コストパフォーマンスの高さが光過ぎる新たな定番機

機能を体験し、音を聴いた後の感想は「コストパフォーマンスがおかしい」の一言に尽きる。「コストパフォーマンスが高い」を通り越して、こんな価格で大丈夫なのか心配するくらいだ。

アプリ追加によるストリーミングサービスへの対応、Bluetooth送受信や、FiiO Musicによるスマホとの連携などは、各社のプレーヤーが機能を充実させようと頑張っている部分だが、M11は既にそれらをガバッとカバーできている。

普通は「定番モデルは高級機と比べて○○機能がない」と、弱点があるところだが、ぶっちゃけ機能的にはてんこ盛り過ぎて弱点らしいところが見当たらない。さらに言えば、プロセッサも高速で動作がサクサクなので、触っていて「ああ~安いプレーヤーだから、動きがモッサリしてるよね」という不満すらない。というか使い込んだ自分のスマホより遥かにサクサク動くくらいだ。

そしてサウンドもクラスを越えた“圧巻”のクオリティ。バランス接続も、主要な端子は全部フォローしており、この点でも弱点はない。“いろいろなユーザーの要望を取り入れて製品を作る”のが得意なメーカーだから当たり前と言えば当たり前なのかもしれないが、実際に製品として眼の前に出されると、グウの音も出ない。ぶっちゃけ「もうプレーヤーこれでいいんじゃないの」という感じもする。

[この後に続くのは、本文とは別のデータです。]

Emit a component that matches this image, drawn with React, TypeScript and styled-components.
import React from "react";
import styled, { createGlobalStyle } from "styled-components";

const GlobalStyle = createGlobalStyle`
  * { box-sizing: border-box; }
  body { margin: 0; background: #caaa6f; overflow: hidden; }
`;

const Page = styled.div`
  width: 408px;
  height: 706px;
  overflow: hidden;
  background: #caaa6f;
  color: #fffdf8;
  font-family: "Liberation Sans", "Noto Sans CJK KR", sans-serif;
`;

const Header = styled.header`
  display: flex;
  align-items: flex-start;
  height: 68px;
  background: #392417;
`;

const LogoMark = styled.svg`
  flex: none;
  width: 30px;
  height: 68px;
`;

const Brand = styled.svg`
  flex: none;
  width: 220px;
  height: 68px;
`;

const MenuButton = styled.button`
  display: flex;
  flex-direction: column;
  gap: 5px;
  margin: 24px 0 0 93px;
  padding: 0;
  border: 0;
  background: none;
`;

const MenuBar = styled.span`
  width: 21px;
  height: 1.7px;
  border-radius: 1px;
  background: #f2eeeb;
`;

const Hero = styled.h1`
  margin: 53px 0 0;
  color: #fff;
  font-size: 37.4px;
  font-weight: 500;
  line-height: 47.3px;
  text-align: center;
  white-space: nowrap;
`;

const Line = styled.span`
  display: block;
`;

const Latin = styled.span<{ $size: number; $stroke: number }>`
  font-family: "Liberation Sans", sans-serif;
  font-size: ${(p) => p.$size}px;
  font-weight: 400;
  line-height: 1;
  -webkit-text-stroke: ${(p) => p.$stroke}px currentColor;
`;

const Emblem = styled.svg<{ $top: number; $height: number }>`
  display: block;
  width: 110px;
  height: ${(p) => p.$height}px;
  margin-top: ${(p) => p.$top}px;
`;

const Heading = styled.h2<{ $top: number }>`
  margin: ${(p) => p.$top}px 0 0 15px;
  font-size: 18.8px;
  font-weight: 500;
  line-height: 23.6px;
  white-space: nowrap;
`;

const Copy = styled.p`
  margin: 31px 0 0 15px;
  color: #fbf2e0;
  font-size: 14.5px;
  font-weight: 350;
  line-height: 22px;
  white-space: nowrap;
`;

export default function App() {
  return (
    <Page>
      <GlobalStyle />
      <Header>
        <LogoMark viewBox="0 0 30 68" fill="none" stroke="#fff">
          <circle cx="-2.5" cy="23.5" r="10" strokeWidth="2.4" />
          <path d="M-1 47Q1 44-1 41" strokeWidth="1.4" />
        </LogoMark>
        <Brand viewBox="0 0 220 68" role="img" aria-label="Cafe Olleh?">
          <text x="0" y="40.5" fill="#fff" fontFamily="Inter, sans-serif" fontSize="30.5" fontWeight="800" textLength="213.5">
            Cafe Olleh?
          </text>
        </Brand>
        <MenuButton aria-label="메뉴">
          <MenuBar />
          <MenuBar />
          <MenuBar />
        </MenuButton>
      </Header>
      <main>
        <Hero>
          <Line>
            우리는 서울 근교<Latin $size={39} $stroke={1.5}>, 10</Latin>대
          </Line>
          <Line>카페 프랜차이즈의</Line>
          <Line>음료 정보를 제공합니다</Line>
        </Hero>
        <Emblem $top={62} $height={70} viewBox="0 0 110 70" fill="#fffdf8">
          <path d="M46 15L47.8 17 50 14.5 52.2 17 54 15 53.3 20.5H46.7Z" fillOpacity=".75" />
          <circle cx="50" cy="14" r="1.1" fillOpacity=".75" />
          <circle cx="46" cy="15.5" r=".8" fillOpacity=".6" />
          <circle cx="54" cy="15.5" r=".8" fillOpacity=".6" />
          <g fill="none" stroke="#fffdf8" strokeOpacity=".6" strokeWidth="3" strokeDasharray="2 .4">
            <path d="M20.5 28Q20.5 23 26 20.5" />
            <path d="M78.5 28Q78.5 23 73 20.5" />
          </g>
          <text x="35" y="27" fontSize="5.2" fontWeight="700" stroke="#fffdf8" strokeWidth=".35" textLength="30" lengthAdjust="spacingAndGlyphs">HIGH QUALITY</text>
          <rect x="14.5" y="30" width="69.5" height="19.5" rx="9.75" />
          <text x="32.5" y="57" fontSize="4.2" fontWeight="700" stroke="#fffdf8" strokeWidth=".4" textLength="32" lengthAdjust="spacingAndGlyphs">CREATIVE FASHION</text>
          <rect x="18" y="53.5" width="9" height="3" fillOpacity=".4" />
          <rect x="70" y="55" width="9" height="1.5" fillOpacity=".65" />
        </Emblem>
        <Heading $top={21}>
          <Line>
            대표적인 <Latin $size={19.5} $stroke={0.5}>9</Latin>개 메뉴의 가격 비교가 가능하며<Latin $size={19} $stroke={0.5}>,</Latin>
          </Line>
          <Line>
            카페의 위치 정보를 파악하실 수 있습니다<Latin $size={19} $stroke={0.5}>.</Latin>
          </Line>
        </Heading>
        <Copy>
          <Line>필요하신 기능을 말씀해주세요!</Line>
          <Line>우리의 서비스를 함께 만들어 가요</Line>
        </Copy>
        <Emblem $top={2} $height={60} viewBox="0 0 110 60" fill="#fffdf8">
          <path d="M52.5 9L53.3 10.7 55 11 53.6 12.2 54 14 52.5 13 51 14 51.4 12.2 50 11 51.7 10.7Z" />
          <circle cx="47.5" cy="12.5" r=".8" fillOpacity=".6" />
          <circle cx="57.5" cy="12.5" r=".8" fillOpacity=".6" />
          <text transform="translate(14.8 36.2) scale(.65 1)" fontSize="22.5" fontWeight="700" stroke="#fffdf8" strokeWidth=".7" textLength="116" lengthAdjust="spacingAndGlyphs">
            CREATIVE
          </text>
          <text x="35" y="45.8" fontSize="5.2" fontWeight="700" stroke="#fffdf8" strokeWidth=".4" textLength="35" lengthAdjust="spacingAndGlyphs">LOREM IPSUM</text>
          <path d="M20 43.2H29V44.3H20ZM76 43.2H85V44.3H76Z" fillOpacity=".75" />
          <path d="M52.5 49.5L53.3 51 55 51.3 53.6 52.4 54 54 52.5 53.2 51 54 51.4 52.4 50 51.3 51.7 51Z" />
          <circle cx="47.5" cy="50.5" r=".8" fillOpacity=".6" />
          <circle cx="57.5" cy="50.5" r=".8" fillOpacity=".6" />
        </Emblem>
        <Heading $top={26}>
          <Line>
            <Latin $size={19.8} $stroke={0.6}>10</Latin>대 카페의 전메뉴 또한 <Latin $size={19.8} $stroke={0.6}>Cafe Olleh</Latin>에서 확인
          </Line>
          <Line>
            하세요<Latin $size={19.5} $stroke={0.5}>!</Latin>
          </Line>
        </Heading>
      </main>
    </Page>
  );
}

逆に言えば、オーディオメーカーっぽい思想とか、尖ったデザインとか、そうした要素がM11には少ない。だが、誰もが欲しい機能や音質をこの価格で盛り込み、操作性もピカイチなプレーヤーとしてまとめ上げる能力は称賛するほかない。

「使っているプレーヤーが古くなってきたので、最新のトレンドを盛り込んだモデルが欲しい」という人から、「スマホからのステップアップで、初めてポータブルプレーヤーを買う」という人まで、幅広くカバーできる新たな定番機としての実力は間違いなく備えている。同時に、「入門機でこのクオリティ&機能を備える時代になったのだ」と、ポータブルプレーヤー市場の成熟も感じさせるモデルだ。